* **WORK INSTRUCTIONS**
Copy out the data exactly, leaving the pictures behind.

* **INFORMATION PROVIDED**
----------
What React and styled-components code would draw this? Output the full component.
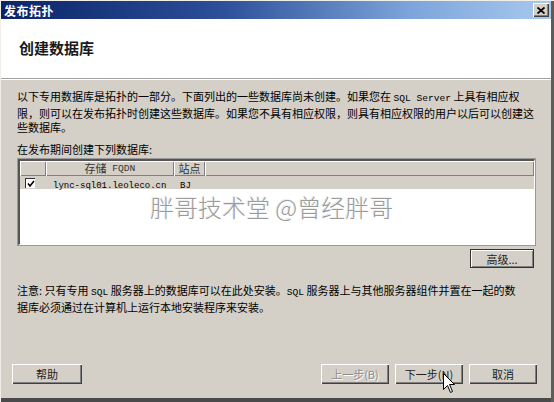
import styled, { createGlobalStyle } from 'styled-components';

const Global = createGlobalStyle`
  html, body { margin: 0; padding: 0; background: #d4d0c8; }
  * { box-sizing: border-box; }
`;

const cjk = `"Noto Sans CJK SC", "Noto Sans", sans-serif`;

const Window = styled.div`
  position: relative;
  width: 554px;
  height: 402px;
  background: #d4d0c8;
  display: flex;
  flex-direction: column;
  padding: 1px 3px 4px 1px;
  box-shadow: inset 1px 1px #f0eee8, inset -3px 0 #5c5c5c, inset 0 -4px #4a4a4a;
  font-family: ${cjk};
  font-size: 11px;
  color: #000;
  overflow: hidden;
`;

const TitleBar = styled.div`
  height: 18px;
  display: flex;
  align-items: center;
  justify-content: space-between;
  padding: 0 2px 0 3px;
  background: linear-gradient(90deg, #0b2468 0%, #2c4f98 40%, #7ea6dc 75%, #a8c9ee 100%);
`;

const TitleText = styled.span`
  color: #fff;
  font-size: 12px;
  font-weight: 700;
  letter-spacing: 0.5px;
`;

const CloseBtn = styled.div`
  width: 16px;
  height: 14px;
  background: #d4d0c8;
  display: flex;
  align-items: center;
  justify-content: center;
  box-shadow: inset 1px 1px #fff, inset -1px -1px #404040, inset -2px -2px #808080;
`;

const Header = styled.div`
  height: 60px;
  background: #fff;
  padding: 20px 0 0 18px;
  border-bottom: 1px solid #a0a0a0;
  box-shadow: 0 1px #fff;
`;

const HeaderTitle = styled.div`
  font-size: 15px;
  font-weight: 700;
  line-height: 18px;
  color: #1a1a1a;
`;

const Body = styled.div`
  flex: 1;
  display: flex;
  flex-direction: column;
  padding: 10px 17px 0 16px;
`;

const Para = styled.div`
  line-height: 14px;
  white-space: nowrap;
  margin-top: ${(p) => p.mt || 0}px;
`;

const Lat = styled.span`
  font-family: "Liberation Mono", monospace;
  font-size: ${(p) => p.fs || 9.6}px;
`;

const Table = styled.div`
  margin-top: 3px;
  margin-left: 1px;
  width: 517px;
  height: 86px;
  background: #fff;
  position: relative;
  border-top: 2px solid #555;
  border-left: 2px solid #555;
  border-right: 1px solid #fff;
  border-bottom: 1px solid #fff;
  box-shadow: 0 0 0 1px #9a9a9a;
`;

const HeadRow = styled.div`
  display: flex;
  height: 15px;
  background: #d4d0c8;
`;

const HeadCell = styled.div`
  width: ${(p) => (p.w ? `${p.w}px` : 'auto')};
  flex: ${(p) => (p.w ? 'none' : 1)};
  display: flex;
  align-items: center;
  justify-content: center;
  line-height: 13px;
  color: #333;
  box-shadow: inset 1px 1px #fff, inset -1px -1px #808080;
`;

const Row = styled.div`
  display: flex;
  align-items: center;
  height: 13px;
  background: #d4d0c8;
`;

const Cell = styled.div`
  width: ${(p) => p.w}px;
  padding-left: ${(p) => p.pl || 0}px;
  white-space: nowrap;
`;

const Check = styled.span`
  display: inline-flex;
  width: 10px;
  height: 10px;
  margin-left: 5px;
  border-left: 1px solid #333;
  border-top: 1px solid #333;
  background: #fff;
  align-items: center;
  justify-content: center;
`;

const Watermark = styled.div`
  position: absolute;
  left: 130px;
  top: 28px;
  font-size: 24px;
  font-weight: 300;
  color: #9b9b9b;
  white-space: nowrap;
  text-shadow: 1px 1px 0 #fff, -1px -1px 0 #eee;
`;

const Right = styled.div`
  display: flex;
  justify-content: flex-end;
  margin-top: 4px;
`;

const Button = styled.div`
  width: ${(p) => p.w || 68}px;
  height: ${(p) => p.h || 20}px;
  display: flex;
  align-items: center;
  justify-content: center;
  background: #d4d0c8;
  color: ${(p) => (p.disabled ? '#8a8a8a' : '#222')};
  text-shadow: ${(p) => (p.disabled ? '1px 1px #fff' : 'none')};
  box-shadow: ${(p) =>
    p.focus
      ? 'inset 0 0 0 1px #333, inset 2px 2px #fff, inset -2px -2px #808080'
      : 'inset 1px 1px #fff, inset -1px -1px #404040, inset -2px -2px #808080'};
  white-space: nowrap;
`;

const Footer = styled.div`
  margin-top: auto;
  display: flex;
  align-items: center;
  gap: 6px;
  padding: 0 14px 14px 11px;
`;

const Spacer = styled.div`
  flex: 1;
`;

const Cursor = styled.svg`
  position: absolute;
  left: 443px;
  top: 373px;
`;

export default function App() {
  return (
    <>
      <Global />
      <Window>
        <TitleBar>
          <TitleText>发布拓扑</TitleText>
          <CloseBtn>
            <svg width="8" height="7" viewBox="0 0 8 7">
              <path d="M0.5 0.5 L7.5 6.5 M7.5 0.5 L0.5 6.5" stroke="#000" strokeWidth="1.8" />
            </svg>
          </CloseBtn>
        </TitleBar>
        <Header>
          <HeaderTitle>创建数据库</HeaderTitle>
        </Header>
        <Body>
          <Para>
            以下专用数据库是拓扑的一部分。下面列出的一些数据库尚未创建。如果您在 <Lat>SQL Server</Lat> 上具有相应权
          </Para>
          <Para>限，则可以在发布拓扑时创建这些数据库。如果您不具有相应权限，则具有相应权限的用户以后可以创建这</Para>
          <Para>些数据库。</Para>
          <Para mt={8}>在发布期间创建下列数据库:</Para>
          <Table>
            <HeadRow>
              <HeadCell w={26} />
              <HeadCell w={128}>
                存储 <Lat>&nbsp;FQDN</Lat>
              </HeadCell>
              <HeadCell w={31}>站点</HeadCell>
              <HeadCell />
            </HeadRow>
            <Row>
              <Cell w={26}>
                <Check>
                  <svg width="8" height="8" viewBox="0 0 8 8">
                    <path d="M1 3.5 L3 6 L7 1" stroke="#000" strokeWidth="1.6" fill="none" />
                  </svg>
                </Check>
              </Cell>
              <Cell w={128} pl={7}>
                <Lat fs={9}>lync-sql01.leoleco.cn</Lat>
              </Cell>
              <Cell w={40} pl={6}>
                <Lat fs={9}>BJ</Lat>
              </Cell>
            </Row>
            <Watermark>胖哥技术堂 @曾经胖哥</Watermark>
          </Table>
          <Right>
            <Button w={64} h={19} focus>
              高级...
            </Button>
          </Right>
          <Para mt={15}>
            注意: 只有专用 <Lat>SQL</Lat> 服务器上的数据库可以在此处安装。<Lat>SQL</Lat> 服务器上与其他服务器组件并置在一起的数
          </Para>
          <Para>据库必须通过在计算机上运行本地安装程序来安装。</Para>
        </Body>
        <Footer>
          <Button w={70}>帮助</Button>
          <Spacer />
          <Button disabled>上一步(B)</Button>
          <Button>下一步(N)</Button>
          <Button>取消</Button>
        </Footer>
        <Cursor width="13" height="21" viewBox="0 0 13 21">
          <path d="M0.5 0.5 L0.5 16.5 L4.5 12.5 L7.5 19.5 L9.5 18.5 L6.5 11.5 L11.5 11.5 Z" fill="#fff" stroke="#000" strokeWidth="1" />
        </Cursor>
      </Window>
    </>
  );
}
----------
* **SOLUTION TO THIS EXERCISE**
What React and styled-components code would draw this? Output the full component.
import styled, { createGlobalStyle } from 'styled-components';

const Global = createGlobalStyle`
  html, body { margin: 0; padding: 0; background: #d4d0c8; }
  * { box-sizing: border-box; }
`;

const cjk = `"Noto Sans CJK SC", "Noto Sans", sans-serif`;

const Window = styled.div`
  position: relative;
  width: 554px;
  height: 402px;
  background: #d4d0c8;
  display: flex;
  flex-direction: column;
  padding: 1px 3px 4px 1px;
  box-shadow: inset 1px 1px #f0eee8, inset -3px 0 #5c5c5c, inset 0 -4px #4a4a4a;
  font-family: ${cjk};
  font-size: 11px;
  color: #000;
  overflow: hidden;
`;

const TitleBar = styled.div`
  height: 18px;
  display: flex;
  align-items: center;
  justify-content: space-between;
  padding: 0 2px 0 3px;
  background: linear-gradient(90deg, #0b2468 0%, #2c4f98 40%, #7ea6dc 75%, #a8c9ee 100%);
`;

const TitleText = styled.span`
  color: #fff;
  font-size: 12px;
  font-weight: 700;
  letter-spacing: 0.5px;
`;

const CloseBtn = styled.div`
  width: 16px;
  height: 14px;
  background: #d4d0c8;
  display: flex;
  align-items: center;
  justify-content: center;
  box-shadow: inset 1px 1px #fff, inset -1px -1px #404040, inset -2px -2px #808080;
`;

const Header = styled.div`
  height: 60px;
  background: #fff;
  padding: 20px 0 0 18px;
  border-bottom: 1px solid #a0a0a0;
  box-shadow: 0 1px #fff;
`;

const HeaderTitle = styled.div`
  font-size: 15px;
  font-weight: 700;
  line-height: 18px;
  color: #1a1a1a;
`;

const Body = styled.div`
  flex: 1;
  display: flex;
  flex-direction: column;
  padding: 10px 17px 0 16px;
`;

const Para = styled.div`
  line-height: 14px;
  white-space: nowrap;
  margin-top: ${(p) => p.mt || 0}px;
`;

const Lat = styled.span`
  font-family: "Liberation Mono", monospace;
  font-size: ${(p) => p.fs || 9.6}px;
`;

const Table = styled.div`
  margin-top: 3px;
  margin-left: 1px;
  width: 517px;
  height: 86px;
  background: #fff;
  position: relative;
  border-top: 2px solid #555;
  border-left: 2px solid #555;
  border-right: 1px solid #fff;
  border-bottom: 1px solid #fff;
  box-shadow: 0 0 0 1px #9a9a9a;
`;

const HeadRow = styled.div`
  display: flex;
  height: 15px;
  background: #d4d0c8;
`;

const HeadCell = styled.div`
  width: ${(p) => (p.w ? `${p.w}px` : 'auto')};
  flex: ${(p) => (p.w ? 'none' : 1)};
  display: flex;
  align-items: center;
  justify-content: center;
  line-height: 13px;
  color: #333;
  box-shadow: inset 1px 1px #fff, inset -1px -1px #808080;
`;

const Row = styled.div`
  display: flex;
  align-items: center;
  height: 13px;
  background: #d4d0c8;
`;

const Cell = styled.div`
  width: ${(p) => p.w}px;
  padding-left: ${(p) => p.pl || 0}px;
  white-space: nowrap;
`;

const Check = styled.span`
  display: inline-flex;
  width: 10px;
  height: 10px;
  margin-left: 5px;
  border-left: 1px solid #333;
  border-top: 1px solid #333;
  background: #fff;
  align-items: center;
  justify-content: center;
`;

const Watermark = styled.div`
  position: absolute;
  left: 130px;
  top: 28px;
  font-size: 24px;
  font-weight: 300;
  color: #9b9b9b;
  white-space: nowrap;
  text-shadow: 1px 1px 0 #fff, -1px -1px 0 #eee;
`;

const Right = styled.div`
  display: flex;
  justify-content: flex-end;
  margin-top: 4px;
`;

const Button = styled.div`
  width: ${(p) => p.w || 68}px;
  height: ${(p) => p.h || 20}px;
  display: flex;
  align-items: center;
  justify-content: center;
  background: #d4d0c8;
  color: ${(p) => (p.disabled ? '#8a8a8a' : '#222')};
  text-shadow: ${(p) => (p.disabled ? '1px 1px #fff' : 'none')};
  box-shadow: ${(p) =>
    p.focus
      ? 'inset 0 0 0 1px #333, inset 2px 2px #fff, inset -2px -2px #808080'
      : 'inset 1px 1px #fff, inset -1px -1px #404040, inset -2px -2px #808080'};
  white-space: nowrap;
`;

const Footer = styled.div`
  margin-top: auto;
  display: flex;
  align-items: center;
  gap: 6px;
  padding: 0 14px 14px 11px;
`;

const Spacer = styled.div`
  flex: 1;
`;

const Cursor = styled.svg`
  position: absolute;
  left: 443px;
  top: 373px;
`;

export default function App() {
  return (
    <>
      <Global />
      <Window>
        <TitleBar>
          <TitleText>发布拓扑</TitleText>
          <CloseBtn>
            <svg width="8" height="7" viewBox="0 0 8 7">
              <path d="M0.5 0.5 L7.5 6.5 M7.5 0.5 L0.5 6.5" stroke="#000" strokeWidth="1.8" />
            </svg>
          </CloseBtn>
        </TitleBar>
        <Header>
          <HeaderTitle>创建数据库</HeaderTitle>
        </Header>
        <Body>
          <Para>
            以下专用数据库是拓扑的一部分。下面列出的一些数据库尚未创建。如果您在 <Lat>SQL Server</Lat> 上具有相应权
          </Para>
          <Para>限，则可以在发布拓扑时创建这些数据库。如果您不具有相应权限，则具有相应权限的用户以后可以创建这</Para>
          <Para>些数据库。</Para>
          <Para mt={8}>在发布期间创建下列数据库:</Para>
          <Table>
            <HeadRow>
              <HeadCell w={26} />
              <HeadCell w={128}>
                存储 <Lat>&nbsp;FQDN</Lat>
              </HeadCell>
              <HeadCell w={31}>站点</HeadCell>
              <HeadCell />
            </HeadRow>
            <Row>
              <Cell w={26}>
                <Check>
                  <svg width="8" height="8" viewBox="0 0 8 8">
                    <path d="M1 3.5 L3 6 L7 1" stroke="#000" strokeWidth="1.6" fill="none" />
                  </svg>
                </Check>
              </Cell>
              <Cell w={128} pl={7}>
                <Lat fs={9}>lync-sql01.leoleco.cn</Lat>
              </Cell>
              <Cell w={40} pl={6}>
                <Lat fs={9}>BJ</Lat>
              </Cell>
            </Row>
            <Watermark>胖哥技术堂 @曾经胖哥</Watermark>
          </Table>
          <Right>
            <Button w={64} h={19} focus>
              高级...
            </Button>
          </Right>
          <Para mt={15}>
            注意: 只有专用 <Lat>SQL</Lat> 服务器上的数据库可以在此处安装。<Lat>SQL</Lat> 服务器上与其他服务器组件并置在一起的数
          </Para>
          <Para>据库必须通过在计算机上运行本地安装程序来安装。</Para>
        </Body>
        <Footer>
          <Button w={70}>帮助</Button>
          <Spacer />
          <Button disabled>上一步(B)</Button>
          <Button>下一步(N)</Button>
          <Button>取消</Button>
        </Footer>
        <Cursor width="13" height="21" viewBox="0 0 13 21">
          <path d="M0.5 0.5 L0.5 16.5 L4.5 12.5 L7.5 19.5 L9.5 18.5 L6.5 11.5 L11.5 11.5 Z" fill="#fff" stroke="#000" strokeWidth="1" />
        </Cursor>
      </Window>
    </>
  );
}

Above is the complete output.